Kevin Drum sees this as a sort of 9/11 moment:
The Republican Party is now officially hostage to a band of primitive conservative ideologues whose knowledge of economics was already outdated when Christians were being fed to lions. They are simply beyond belief.
I’m not much happier with the Jello-like support the bailout bill got from many of our leading liberals. Unfortunately, I include Brad DeLong in this group, but he’s certainly right when he says, “This Republican Party needs to be burned, razed to the ground, and the furrows sown with salt…”
John McCain deserves to be tarred and feathered. His behavior over the past week has been almost unbearably craven.
Barack Obama’s behavior has been a little better. But only a little. He hasn’t exactly displayed a backbone of steel on this issue.
An awful lot of people really, really still don’t get it. I swear, if I hear one more blogger or pundit suggesting that maybe it’s actually a good thing the bailout bill failed because now we have a chance to pass an even better bill, I’m going to scream.

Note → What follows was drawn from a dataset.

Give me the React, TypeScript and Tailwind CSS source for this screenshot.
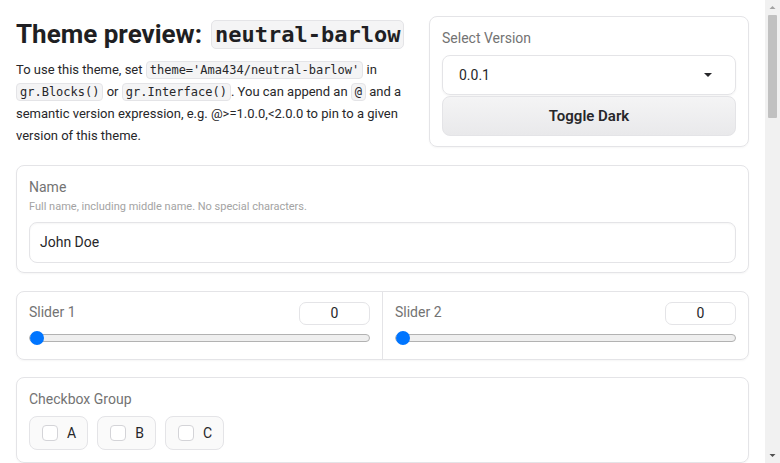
import { useState } from "react";

const sans = "font-['Roboto',sans-serif]";
const mono = "font-['DejaVu_Sans_Mono',monospace]";

const Code = ({ children }: { children: string }) => (
    <code className={`${mono} text-[12px] leading-[16px] inline-block bg-[#f4f4f5] border border-[#e4e4e7] rounded-[4px] px-[3px]`}>{children}</code>
);

const SliderBox = ({ label, className }: { label: string; className?: string }) => (
    <div className={`flex-1 px-[12px] pt-[10px] pb-[14px] ${className ?? ""}`}>
        <div className="flex items-start justify-between">
            <span className="text-[14px] leading-[20px] text-[#737373]">{label}</span>
            <div className="w-[71px] h-[23px] border border-[#e4e4e7] rounded-[7px] flex items-center justify-center text-[14px] text-[#27272a]">0</div>
        </div>
        <div className="relative mt-[6px] h-[14px] flex items-center">
            <div className="w-full h-[8px] rounded-full bg-[#efefef] border border-[#b2b2b2]" />
            <div className="absolute left-[1px] top-0 w-[14px] h-[14px] rounded-full bg-[#0075ff]" />
        </div>
    </div>
);

export default function App() {
    const [checked, setChecked] = useState<string[]>([])

    const toggle = (k: string) => {
        setChecked(checked.includes(k) ? checked.filter((c) => c !== k) : [...checked, k])
    }

    return (
        <div className={`${sans} bg-white text-[#27272a] h-[463px] overflow-hidden flex`}>
            <div className="flex-1 px-[16px] pt-[16px]">
                <div className="flex items-start gap-[16px]">
                    <div className="flex-1">
                        <h1 className="h-[37px] text-[26px] font-bold text-[#1f1f23] flex items-center whitespace-nowrap">
                            Theme preview:
                            <span className={`${mono} ml-[9px] text-[22px] bg-[#f4f4f5] border border-[#e4e4e7] rounded-[5px] px-[3px] leading-[27px]`}>neutral-barlow</span>
                        </h1>
                        <p className="mt-[6px] text-[13px] leading-[22px] text-[#27272a]">
                            To use this theme, set <Code>theme='Ama434/neutral-barlow'</Code> in{" "}
                            <Code>gr.Blocks()</Code> or <Code>gr.Interface()</Code>. You can append an <Code>@</Code> and a
                            semantic version expression, e.g. @&gt;=1.0.0,&lt;2.0.0 to pin to a given version of this theme.
                        </p>
                    </div>
                    <div className="w-[320px] shrink-0 border border-[#e4e4e7] rounded-[8px] px-[12px] pt-[12px] pb-[10px] shadow-[0_1px_2px_rgba(0,0,0,0.04)]">
                        <div className="text-[14px] text-[#737373] leading-[18px]">Select Version</div>
                        <div className="mt-[8px] h-[40px] border border-[#e4e4e7] rounded-[8px] flex items-center justify-between pl-[16px] pr-[23px] text-[14px] shadow-[0_1px_2px_rgba(0,0,0,0.05)]">
                            <span>0.0.1</span>
                            <svg width="8" height="4" viewBox="0 0 8 4"><path d="M0 0h8L4 4z" fill="#27272a" /></svg>
                        </div>
                        <button className="mt-[1px] w-full h-[40px] rounded-[8px] border border-[#e4e4e7] bg-gradient-to-b from-[#f4f4f5] to-[#e9e9eb] text-[15px] font-semibold text-[#27272a]">
                            Toggle Dark
                        </button>
                    </div>
                </div>

                <div className="mt-[18px] border border-[#e4e4e7] rounded-[8px] px-[12px] pt-[12px] pb-[9px] shadow-[0_1px_2px_rgba(0,0,0,0.04)]">
                    <div className="text-[14px] text-[#737373] leading-[18px]">Name</div>
                    <div className="text-[11px] text-[#a3a3a3] leading-[16px] mt-[3px]">Full name, including middle name. No special characters.</div>
                    <div className="mt-[7px] h-[41px] border border-[#e4e4e7] rounded-[8px] flex items-center px-[10px] text-[14px] shadow-[inset_0_1px_2px_rgba(0,0,0,0.04)]">
                        John Doe
                    </div>
                </div>

                <div className="mt-[18px] border border-[#e4e4e7] rounded-[8px] flex shadow-[0_1px_2px_rgba(0,0,0,0.04)]">
                    <SliderBox label="Slider 1" className="border-r border-[#e4e4e7]" />
                    <SliderBox label="Slider 2" />
                </div>

                <div className="mt-[17px] border border-[#e4e4e7] rounded-[8px] px-[12px] pt-[11px] pb-[12px] shadow-[0_1px_2px_rgba(0,0,0,0.04)]">
                    <div className="text-[14px] text-[#737373] leading-[20px]">Checkbox Group</div>
                    <div className="mt-[7px] flex gap-[9px]">
                        {["A", "B", "C"].map((k) => (
                            <label key={k} onClick={() => toggle(k)} className="h-[34px] pl-[12px] pr-[11px] flex items-center gap-[9px] border border-[#e4e4e7] rounded-[8px] bg-[#fafafa] text-[14px] cursor-pointer">
                                <span className={`w-[16px] h-[16px] rounded-[4px] border border-[#d4d4d8] ${checked.includes(k) ? "bg-[#0075ff]" : "bg-white"}`} />
                                {k}
                            </label>
                        ))}
                    </div>
                </div>
            </div>

            {/* fake scrollbar */}
            <div className="w-[15px] shrink-0 bg-[#f1f1f1] flex flex-col items-center">
                <svg width="15" height="15" viewBox="0 0 15 15"><path d="M4.5 9h6L7.5 6z" fill="#a3a3a3" /></svg>
                <div className="w-[9px] h-[103px] rounded-[1px] bg-[#c1c1c1]" />
                <div className="flex-1" />
                <svg width="15" height="15" viewBox="0 0 15 15"><path d="M4.5 6h6L7.5 9z" fill="#505050" /></svg>
            </div>
        </div>
    );
}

After the failure of the bill, the GOP leadership invented a fairy tale about Nancy Pelosi being at fault for the vote debacle because she gave a partisan speech on the floor of the House. The press is almost unanimously reporting this seriously. If Republicans had blamed it on Santa Claus, I guess they would have reported that seriously too.
Do you know the old saying about credit? “It’s like oxygen. You don’t know how much you need it until it’s gone.” We’re about to go into financial hypoxia, and it’s not the millionaires who are going to suffer most from this.
There are many of you who probably think I’m overreacting. I hope you’re right.
Some of us agree, actually. But we take hope in contrasting styles of crisis management:
Sen. Barack Obama expressed confidence Monday that lawmakers would come through with a financial rescue package, while John McCain’s campaign accused Obama and Democrats of putting “politics ahead of country.”
Andrew Sullivan – “Why is this race not over?”
See Garcia above – “Somebody has to do something, and it’s just incredibly pathetic that it has to be us.”